Task prompt - Without changing a character, return the entries, but not the images they hold.

:::::

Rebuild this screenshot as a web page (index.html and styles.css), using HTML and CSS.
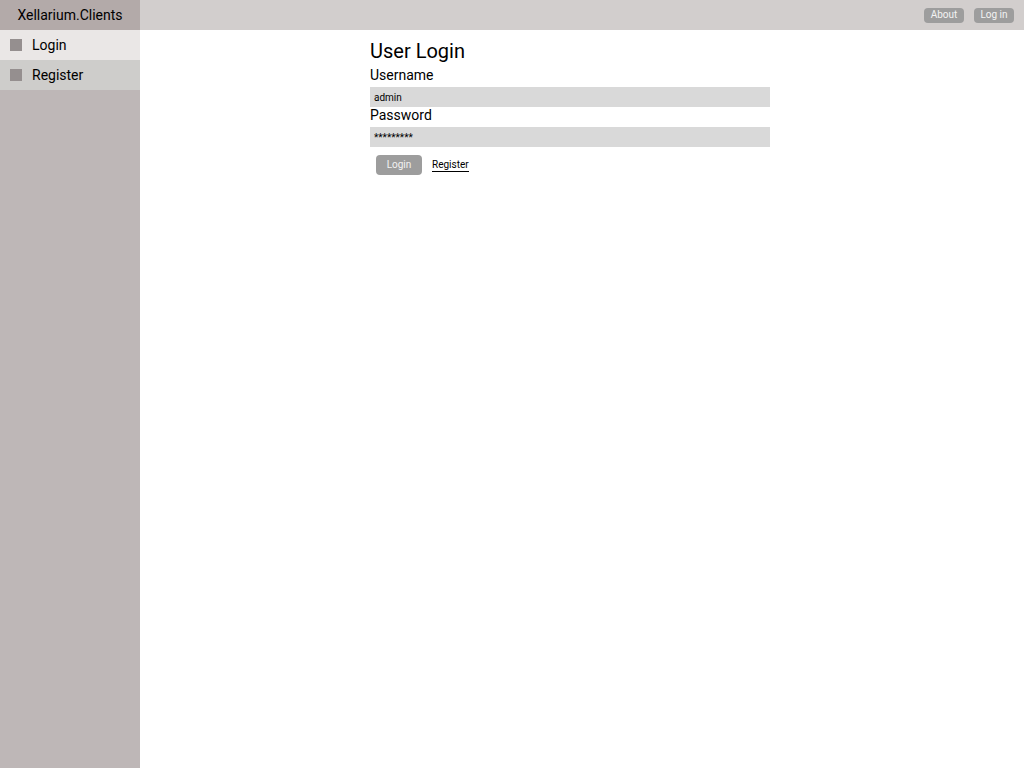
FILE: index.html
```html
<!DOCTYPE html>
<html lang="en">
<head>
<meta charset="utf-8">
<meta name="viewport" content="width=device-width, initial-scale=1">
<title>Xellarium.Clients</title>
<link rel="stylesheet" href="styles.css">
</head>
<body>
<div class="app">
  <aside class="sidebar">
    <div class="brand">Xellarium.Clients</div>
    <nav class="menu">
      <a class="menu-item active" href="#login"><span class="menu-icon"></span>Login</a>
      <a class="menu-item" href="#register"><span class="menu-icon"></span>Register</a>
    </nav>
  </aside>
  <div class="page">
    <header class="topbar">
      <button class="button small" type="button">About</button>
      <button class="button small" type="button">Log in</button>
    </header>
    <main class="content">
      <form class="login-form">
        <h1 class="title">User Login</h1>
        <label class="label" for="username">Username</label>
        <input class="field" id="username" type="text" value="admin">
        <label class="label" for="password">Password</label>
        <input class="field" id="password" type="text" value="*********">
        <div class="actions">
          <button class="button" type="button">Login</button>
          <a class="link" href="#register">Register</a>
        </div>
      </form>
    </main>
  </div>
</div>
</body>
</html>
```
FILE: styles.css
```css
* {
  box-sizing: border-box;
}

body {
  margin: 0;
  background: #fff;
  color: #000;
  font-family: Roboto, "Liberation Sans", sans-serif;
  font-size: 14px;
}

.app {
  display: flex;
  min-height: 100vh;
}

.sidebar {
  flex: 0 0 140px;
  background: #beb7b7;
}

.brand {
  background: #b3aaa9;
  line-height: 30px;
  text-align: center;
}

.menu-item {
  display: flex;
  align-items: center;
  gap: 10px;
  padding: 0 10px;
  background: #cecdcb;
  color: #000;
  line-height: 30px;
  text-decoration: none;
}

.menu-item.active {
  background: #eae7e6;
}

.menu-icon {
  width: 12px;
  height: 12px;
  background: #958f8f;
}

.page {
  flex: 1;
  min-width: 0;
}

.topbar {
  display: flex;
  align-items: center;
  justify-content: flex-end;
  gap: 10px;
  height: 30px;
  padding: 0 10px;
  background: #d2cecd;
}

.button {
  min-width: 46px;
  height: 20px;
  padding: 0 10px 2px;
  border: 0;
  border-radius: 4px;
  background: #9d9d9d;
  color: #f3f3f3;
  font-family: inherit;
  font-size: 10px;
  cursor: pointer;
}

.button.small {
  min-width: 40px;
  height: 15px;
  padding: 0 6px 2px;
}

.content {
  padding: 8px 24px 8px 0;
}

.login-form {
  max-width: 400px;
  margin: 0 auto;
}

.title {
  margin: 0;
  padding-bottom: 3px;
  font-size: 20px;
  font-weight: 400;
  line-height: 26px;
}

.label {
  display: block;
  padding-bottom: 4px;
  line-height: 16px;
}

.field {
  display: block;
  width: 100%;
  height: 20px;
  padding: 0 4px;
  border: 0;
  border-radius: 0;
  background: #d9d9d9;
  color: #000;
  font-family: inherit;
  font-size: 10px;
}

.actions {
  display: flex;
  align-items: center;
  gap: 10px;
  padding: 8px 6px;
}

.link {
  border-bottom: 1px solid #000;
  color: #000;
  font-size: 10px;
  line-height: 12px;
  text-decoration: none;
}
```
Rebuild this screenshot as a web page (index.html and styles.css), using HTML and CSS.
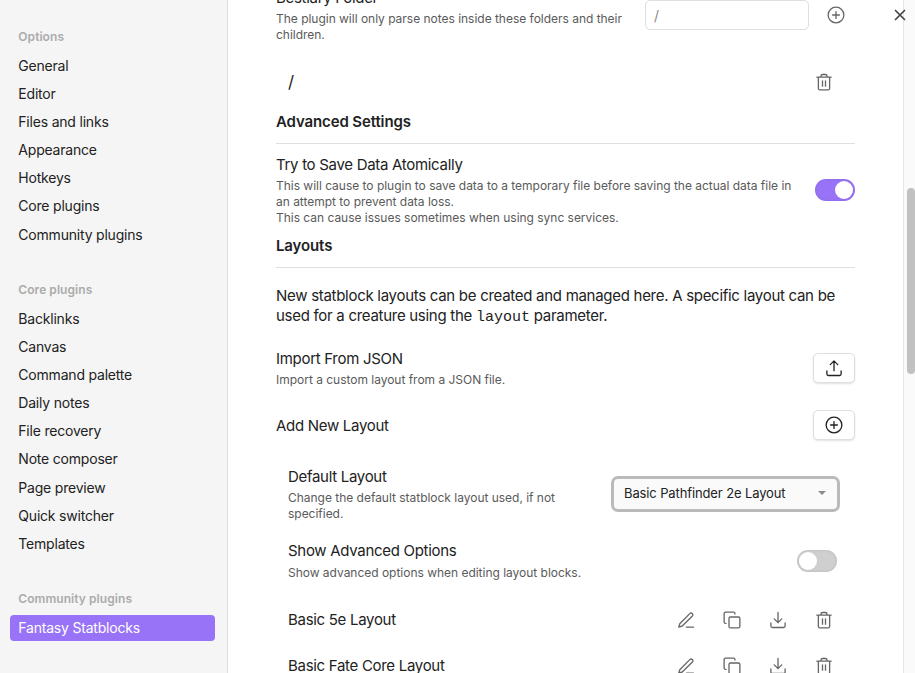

:::::

Correct answer -
Rebuild this screenshot as a web page (index.html and styles.css), using HTML and CSS.
FILE: index.html
```html
<!DOCTYPE html>
<html lang="en">
<head>
<meta charset="utf-8">
<meta name="viewport" content="width=device-width, initial-scale=1">
<title>Xellarium.Clients</title>
<link rel="stylesheet" href="styles.css">
</head>
<body>
<div class="app">
  <aside class="sidebar">
    <div class="brand">Xellarium.Clients</div>
    <nav class="menu">
      <a class="menu-item active" href="#login"><span class="menu-icon"></span>Login</a>
      <a class="menu-item" href="#register"><span class="menu-icon"></span>Register</a>
    </nav>
  </aside>
  <div class="page">
    <header class="topbar">
      <button class="button small" type="button">About</button>
      <button class="button small" type="button">Log in</button>
    </header>
    <main class="content">
      <form class="login-form">
        <h1 class="title">User Login</h1>
        <label class="label" for="username">Username</label>
        <input class="field" id="username" type="text" value="admin">
        <label class="label" for="password">Password</label>
        <input class="field" id="password" type="text" value="*********">
        <div class="actions">
          <button class="button" type="button">Login</button>
          <a class="link" href="#register">Register</a>
        </div>
      </form>
    </main>
  </div>
</div>
</body>
</html>
```
FILE: styles.css
```css
* {
  box-sizing: border-box;
}

body {
  margin: 0;
  background: #fff;
  color: #000;
  font-family: Roboto, "Liberation Sans", sans-serif;
  font-size: 14px;
}

.app {
  display: flex;
  min-height: 100vh;
}

.sidebar {
  flex: 0 0 140px;
  background: #beb7b7;
}

.brand {
  background: #b3aaa9;
  line-height: 30px;
  text-align: center;
}

.menu-item {
  display: flex;
  align-items: center;
  gap: 10px;
  padding: 0 10px;
  background: #cecdcb;
  color: #000;
  line-height: 30px;
  text-decoration: none;
}

.menu-item.active {
  background: #eae7e6;
}

.menu-icon {
  width: 12px;
  height: 12px;
  background: #958f8f;
}

.page {
  flex: 1;
  min-width: 0;
}

.topbar {
  display: flex;
  align-items: center;
  justify-content: flex-end;
  gap: 10px;
  height: 30px;
  padding: 0 10px;
  background: #d2cecd;
}

.button {
  min-width: 46px;
  height: 20px;
  padding: 0 10px 2px;
  border: 0;
  border-radius: 4px;
  background: #9d9d9d;
  color: #f3f3f3;
  font-family: inherit;
  font-size: 10px;
  cursor: pointer;
}

.button.small {
  min-width: 40px;
  height: 15px;
  padding: 0 6px 2px;
}

.content {
  padding: 8px 24px 8px 0;
}

.login-form {
  max-width: 400px;
  margin: 0 auto;
}

.title {
  margin: 0;
  padding-bottom: 3px;
  font-size: 20px;
  font-weight: 400;
  line-height: 26px;
}

.label {
  display: block;
  padding-bottom: 4px;
  line-height: 16px;
}

.field {
  display: block;
  width: 100%;
  height: 20px;
  padding: 0 4px;
  border: 0;
  border-radius: 0;
  background: #d9d9d9;
  color: #000;
  font-family: inherit;
  font-size: 10px;
}

.actions {
  display: flex;
  align-items: center;
  gap: 10px;
  padding: 8px 6px;
}

.link {
  border-bottom: 1px solid #000;
  color: #000;
  font-size: 10px;
  line-height: 12px;
  text-decoration: none;
}
```
Rebuild this screenshot as a web page (index.html and styles.css), using HTML and CSS.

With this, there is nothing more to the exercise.